Even at the season of Hajj, this mixing was not allowed. According to a tradition reported by Ata in the collection of Al Bukhari, it states that women used to perform their circumambulation round the Kaaba along with men during the days of the Holy Prophet (S.A), but they were not allowed to mix with them. According to a tradition reported by Ibraheem Nakh’i, Umar (R.A) had forbidden the males and females to mix during the Tawaaf of the Kaaba. Once when he saw a man in the midst of women, he caught hold of him and whipped him. (Fathul Baari – Commentary of Sahih Al Bukhari). Abdullah bin Umar (R.A) used to send the members of his family in advance from Muzdalifa to Mina, so that the women could offer the Fajr prayers and perform the stone throwing ceremony before the people arrived. Similarly Asma, the daughter of Abu Bakr (R.A) used to leave for Mina early in the morning when it was still dark, as that was the common practice among women during the time of the Holy Prophet (S.A).

From these narrations it can be seen that the law of segregation between men and women was enforced even in the most essential duties of Muslim men and women and this remains the established teaching in Islaam.

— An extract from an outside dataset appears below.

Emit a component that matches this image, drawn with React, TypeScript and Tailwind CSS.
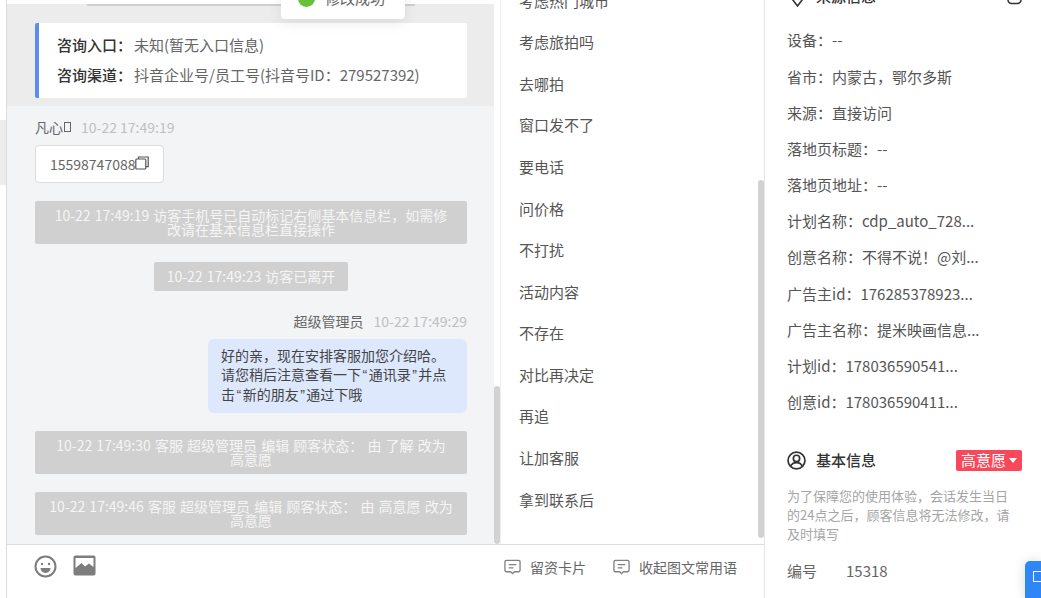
import React from 'react';

const phrases = ['考虑热门城市', '考虑旅拍吗', '去哪拍', '窗口发不了', '要电话', '问价格', '不打扰', '活动内容', '不存在', '对比再决定', '再追', '让加客服', '拿到联系后'];

const sourceRows = [
  '设备：--',
  '省市：内蒙古，鄂尔多斯',
  '来源：直接访问',
  '落地页标题：--',
  '落地页地址：--',
  '计划名称：cdp_auto_728...',
  '创意名称：不得不说！@刘...',
  '广告主id：176285378923...',
  '广告主名称：提米映画信息...',
  '计划id：178036590541...',
  '创意id：178036590411...',
];

const SystemNote = ({ children, className = '' }: { children: React.ReactNode; className?: string }) => (
  <div className={`whitespace-nowrap rounded-[2px] bg-[#d0d0d0] py-[7px] text-center text-[14px] leading-[14px] text-[#f5f5f5] [word-spacing:1px] ${className}`}>
    {children}
  </div>
);

const Quote = ({ children }: { children: React.ReactNode }) => (
  <span className="px-[1.5px] font-['Liberation_Sans']">{children}</span>
);

const CardIcon = () => (
  <svg width="17" height="16" viewBox="0 0 18 16" fill="none" stroke="#808080" strokeWidth="1.4">
    <path d="M2.500 1h13a1.500 1.500 0 0 1 1.500 1.500v9a1.500 1.500 0 0 1-1.500 1.500H11l-2 2-2-2H2.500A1.500 1.500 0 0 1 1 11.500v-9A1.500 1.500 0 0 1 2.500 1z" />
    <path d="M5 5.500h8M5 9h5" />
  </svg>
);

export default function App() {
  return (
    <div className="flex h-[598px] w-[1041px] overflow-hidden bg-white font-['Noto_Sans_CJK_SC',sans-serif] text-[14px] text-[#4b4b4b]">
      {/* far left strip */}
      <div className="flex w-[7px] shrink-0 flex-col border-r border-[#dcdcdc] pt-[120px]">
        <div className="h-[65px] w-[6px] bg-[#ececec]" />
      </div>

      {/* chat + phrases */}
      <div className="flex w-[758px] shrink-0 flex-col border-r border-[#e5e5e5]">
        <div className="flex min-h-0 flex-1">
          {/* chat */}
          <div className="relative flex w-[487px] shrink-0 flex-col bg-[#f3f4f6]">
            <div className="h-[4px] bg-white" />
            <div className="bg-[#ececec] pb-[8px] pl-[28px] pr-[27px] pt-[19px]">
              <div className="rounded-[2px] border-l-4 border-[#5b8def] bg-white pb-[8px] pl-[18px] pt-[7px] text-[15px] leading-[30px] text-[#666]">
                <div><b className="mr-[2px] font-medium text-[#333]">咨询入口：</b>未知(暂无入口信息)</div>
                <div><b className="mr-[2px] font-medium text-[#333]">咨询渠道：</b>抖音企业号/员工号(抖音号ID：279527392)</div>
              </div>
            </div>
            <div className="absolute left-[80px] top-[4px] h-[2px] w-[328px] bg-[#cfcfcf]" />

            <div className="flex flex-1 flex-col pl-[28px] pr-[27px] pt-[13px]">
              <div className="flex h-[16px] items-center gap-[10px]">
                <span className="flex items-center gap-[1px] text-[#666]">
                  凡心
                  <span className="h-[10px] w-[7px] border border-[#666]" />
                </span>
                <span className="text-[#c0c0c0]">10-22 17:49:19</span>
              </div>
              <div className="mt-[10px] flex h-[38px] w-[129px] items-center rounded-[4px] border border-[#dcdcdc] bg-white pl-[14px] text-[#666]">
                15598747088
                <svg width="14" height="14" viewBox="0 0 14 14" fill="none" stroke="#555" strokeWidth="1.2" className="-mt-[2px]">
                  <rect x="0.8" y="3" width="10" height="10" rx="1" />
                  <path d="M3.500 3V1h9.700v9.700H11" />
                </svg>
              </div>
              <SystemNote className="mt-[18px] h-[43px]">10-22 17:49:19 访客手机号已自动标记右侧基本信息栏，如需修<br />改请在基本信息栏直接操作</SystemNote>
              <SystemNote className="mt-[18px] h-[29px] self-center px-[13px]">10-22 17:49:23 访客已离开</SystemNote>
              <div className="mt-[22px] flex h-[16px] items-center justify-end gap-[10px]">
                <span className="text-[#666]">超级管理员</span>
                <span className="text-[#c0c0c0]">10-22 17:49:29</span>
              </div>
              <div className="mt-[10px] h-[74px] w-[259px] self-end whitespace-nowrap rounded-[6px] bg-[#dde8fd] px-[13px] py-[7px] leading-[19px] text-[#444]">
                好的亲，现在安排客服加您介绍哈。<br />
                请您稍后注意查看一下<Quote>“</Quote>通讯录<Quote>”</Quote>并点<br />
                击<Quote>“</Quote>新的朋友<Quote>”</Quote>通过下哦
              </div>
              <SystemNote className="mt-[18px] h-[43px]">10-22 17:49:30 客服 超级管理员 编辑 顾客状态： 由 了解 改为<br />高意愿</SystemNote>
              <SystemNote className="mt-[18px] h-[43px]">10-22 17:49:46 客服 超级管理员 编辑 顾客状态： 由 高意愿 改为<br />高意愿</SystemNote>
            </div>

            {/* toast */}
            <div className="absolute left-[274px] top-[-22px] flex h-[41px] w-[124px] items-center gap-[10px] rounded-[4px] bg-white pl-[17px] text-[15px] text-[#666] shadow-[0_4px_14px_rgba(0,0,0,0.08)]">
              <span className="h-[17px] w-[17px] rounded-full bg-[#67c23a]" />
              修改成功
            </div>
          </div>

          {/* chat scrollbar */}
          <div className="flex w-[7px] shrink-0 flex-col justify-end border-r border-[#eeeeee] bg-white">
            <div className="h-[158px] w-[6px] rounded-[3px] bg-[#d2d2d2]" />
          </div>

          {/* phrases */}
          <div className="relative flex-1 overflow-hidden">
            <div className="-mt-[20px] flex flex-col pl-[18px] text-[15px]">
              {phrases.map((p) => (
                <div key={p} className="flex h-[41.6px] items-center text-[#555]">{p}</div>
              ))}
            </div>
            <div className="absolute right-0 top-[180px] h-[358px] w-[6px] rounded-[3px] bg-[#d2d2d2]" />
          </div>
        </div>

        {/* toolbar */}
        <div className="flex h-[54px] shrink-0 justify-between border-t border-[#dcdcdc] bg-white pl-[27px] pr-[27px]">
          <div className="flex items-start gap-[16px] pt-[10px]">
            <svg width="23" height="23" viewBox="0 0 23 23" fill="none" stroke="#7d7d7d" strokeWidth="2">
              <circle cx="11.500" cy="11.500" r="10" />
              <circle cx="8" cy="9" r="1.200" fill="#7d7d7d" stroke="none" />
              <circle cx="15" cy="9" r="1.200" fill="#7d7d7d" stroke="none" />
              <path d="M6.500 13h10a5 5 0 0 1-10 0z" fill="#7d7d7d" stroke="none" />
            </svg>
            <svg width="23" height="21" viewBox="0 0 23 21">
              <rect x="0.500" y="0.500" width="22" height="20" rx="2" fill="#7d7d7d" />
              <path d="M2.500 3h18v9l-4.500-3.500-4 3-3.500-3.500-6 5z" fill="#fff" />
            </svg>
          </div>
          <div className="flex gap-[27px] pt-[13px] text-[#666]">
            <div className="flex h-[18px] items-center gap-[9px]"><CardIcon />留资卡片</div>
            <div className="flex h-[18px] items-center gap-[9px]"><CardIcon />收起图文常用语</div>
          </div>
        </div>
      </div>

      {/* right info */}
      <div className="relative flex-1 overflow-hidden pl-[22px] pr-[19px]">
        <div className="-mt-[13px] flex h-[18px] items-center justify-between text-[15px] font-medium text-[#333]">
          <div className="flex items-center gap-[11px] pl-[3px]">
            <svg width="15" height="18" viewBox="0 0 15 18" fill="none" stroke="#333" strokeWidth="1.600" className="mt-[4px]">
              <path d="M1 3.500 7.500 1 14 3.500v5L7.500 17 1 8.500z" />
            </svg>
            来源信息
          </div>
          <svg width="15" height="16" viewBox="0 0 15 16" fill="none" stroke="#333" strokeWidth="1.500" className="mt-[1px]">
            <path d="M1 5h13v6a3.500 3.500 0 0 1-3.500 3.500h-6A3.500 3.500 0 0 1 1 11z" />
          </svg>
        </div>
        <div className="mt-[17.5px] flex flex-col text-[15px] text-[#555]">
          {sourceRows.map((r) => (
            <div key={r} className="flex h-[36.2px] items-center whitespace-nowrap">{r}</div>
          ))}
        </div>
        <div className="mt-[28.5px] flex h-[22px] items-center justify-between">
          <div className="flex items-center gap-[10px] text-[15px] font-medium text-[#333]">
            <svg width="19" height="19" viewBox="0 0 18 18" fill="none" stroke="#333" strokeWidth="1.600">
              <circle cx="9" cy="9" r="8" />
              <circle cx="9" cy="7" r="3" />
              <path d="M3.500 14.500c1-2.500 3-3.500 5.500-3.500s4.500 1 5.500 3.500" />
            </svg>
            基本信息
          </div>
          <div className="flex h-[21px] w-[66px] items-center justify-center gap-[3px] rounded-[2px] bg-[#f9485a] text-[15px] text-white">
            高意愿
            <span className="h-0 w-0 border-x-[4px] border-t-[5px] border-x-transparent border-t-white" />
          </div>
        </div>
        <div className="mt-[15px] w-[230px] text-[13px] leading-[19px] text-[#a5a5a5]">
          为了保障您的使用体验，会话发生当日的24点之后，顾客信息将无法修改，请及时填写
        </div>
        <div className="mt-[17px] flex gap-[29px] text-[15px] text-[#666]"><span>编号</span><span>15318</span></div>
        <div className="absolute bottom-0 right-0 flex h-[37px] w-[16px] items-start justify-end rounded-tl-[5px] bg-[#2f86f6] pt-[10px] shadow-[0_0_12px_rgba(0,0,0,0.15)]">
          <span className="h-[11px] w-[8px] rounded-l-[1px] border border-r-0 border-white" />
        </div>
      </div>
    </div>
  );
}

Muslims are therefore requested to adhere to these sacred teachings and avoid the mixing, intermingling and socializing between the sexes, which has become rampant in our society. The failure to adopt this guideline of the Shariah has resulted in many evils and negative consequences in the ummah.

Additionally, those who are entrusted with a degree of authority in Masaajid (Mosques) and other places should ensure that the necessary measures are implemented to avoid the mixing, intermingling and meeting between males and females.

We must understand that we are all accountable to Allah to the extent of our ability and are not responsible for things which are beyond our control.

This answer which has been given conforms to the Fatawas and legal opinions given by the renowned and accepted Muftis and Sheikhs of Makkah, Madina, India, Pakistan and South Africa.